Over the span of his 55-year-long career, Tom Rush has become a well-known ferryman of contemporary folk and blues. Following the folk boom of the early 1960s, the New England singer, songwriter, and guitarist has gone on to stand along the likes of Joni Mitchell, James Taylor, and Jackson Browne as an established tour de force in the roots music world. Yet, it's now, for the first time ever, that the 77-year-old artist is publishing an album full of entirely original material with Voices, coming on Appleseed on 27 April.
Before the release of his greatly anticipated LP, Rush is sharing its titular song with PopMatters readers. Enveloped by a relaxing delivery courtesy of his inviting baritone, Rush rambles and croons from the vantage point of one who's rich not just in songwriting experience, but in life. It's a soothing reminder to settle back and listen to the world around us. It's not always us who need to do the talking. If we instead lend an ear to the what surrounds us, we might be surprised by all that we uncover in the stillness.

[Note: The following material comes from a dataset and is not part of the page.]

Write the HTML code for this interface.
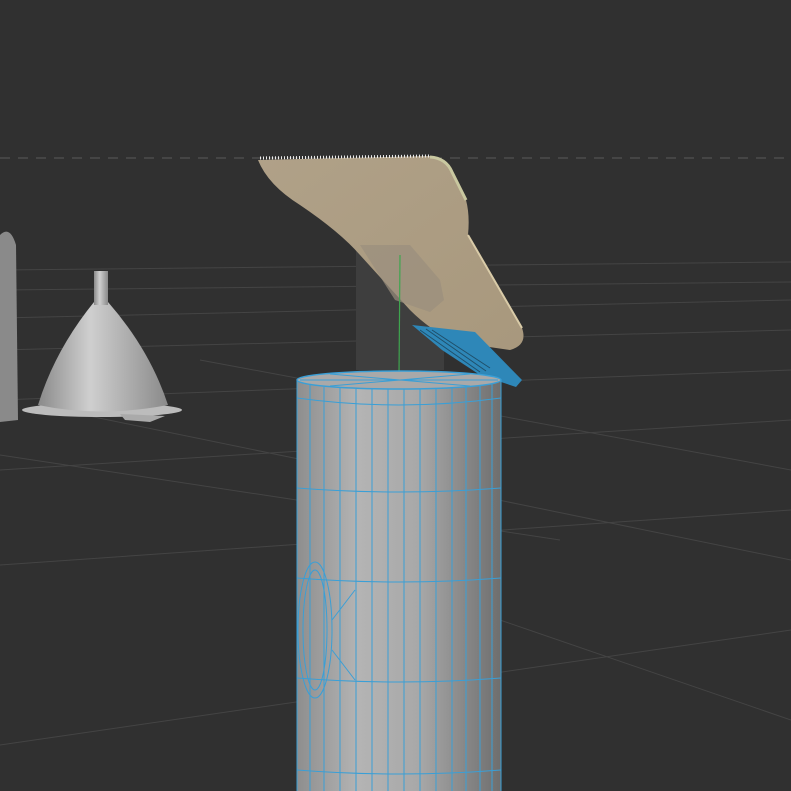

Rush tells PopMatters about the development of the track: "It had been a very stressful time for my family—we were leaving Vermont where we'd been living for five years, but weren't yet sure of our destination. Some dear friends, Bob and Laura, lent us their lovely farmhouse in Hinsdale, NH, for a few months and it was heaven! Going from the intense pressure of moving, the uncertainty about direction, to the quiet of the New Hampshire countryside was a shock—the good kind—to the system. I had nothing to do for a while, but to listen and wonder. Where was that breeze before it came here? What is that bird talking about? Is that distant thunder looking our way? Several of the songs on the Voices album were written there, in the heart of that mirage summer."